From the mid-1980s onwards, therefore, the Second World War has been more formally commemorated. As Janet Watson puts it, Britain’s ‘Total War’ is now commemorated by ‘Total Anniversary’ with Dunkirk, the Battle of Britain, D-Day and VE Day being key calendar events within this commemorative cycle. Watson notes a shift from the war being recalled as a war of soldiers and battles to being ‘the war of the people’ which enables ‘everyone’ to claim the British wartime victory and idea of national accomplishment that came with it.
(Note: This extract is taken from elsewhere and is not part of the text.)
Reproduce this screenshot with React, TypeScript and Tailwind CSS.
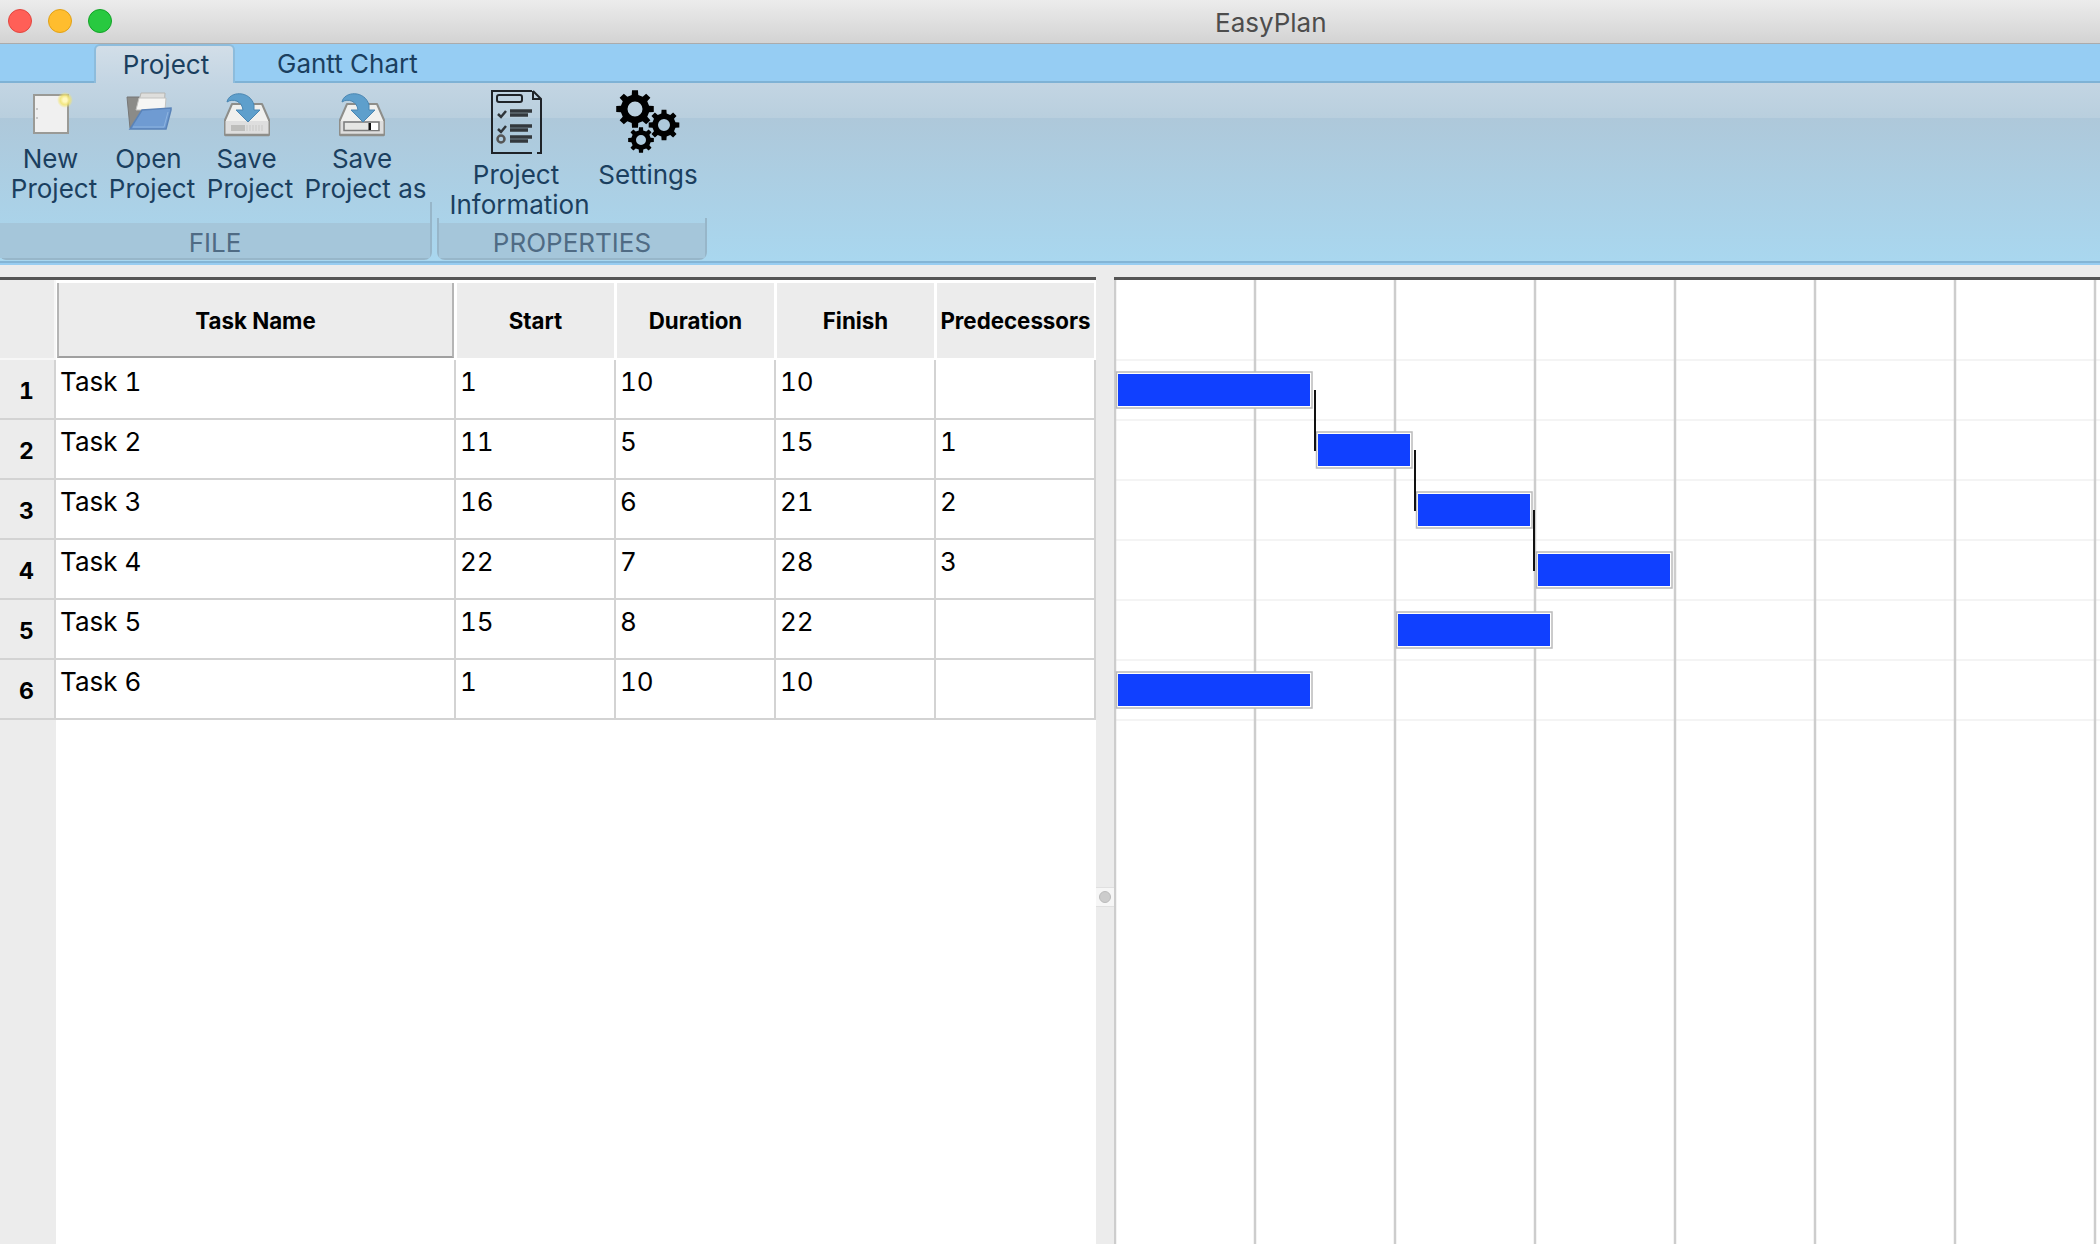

At the same time, the narrowly ritualistic nature of British remembrance of the Second World War means that major aspects of the conflict such as the Eastern Front, the war in the Far East or the role of the Navy remain curiously side-lined, as does an acknowledgement of key military engagements involving other combatant nations. Finally, the persistent idea that Britain stood ‘alone’ also indicates a level of national amnesia about the contribution of troops and workers from the British Empire and Commonwealth.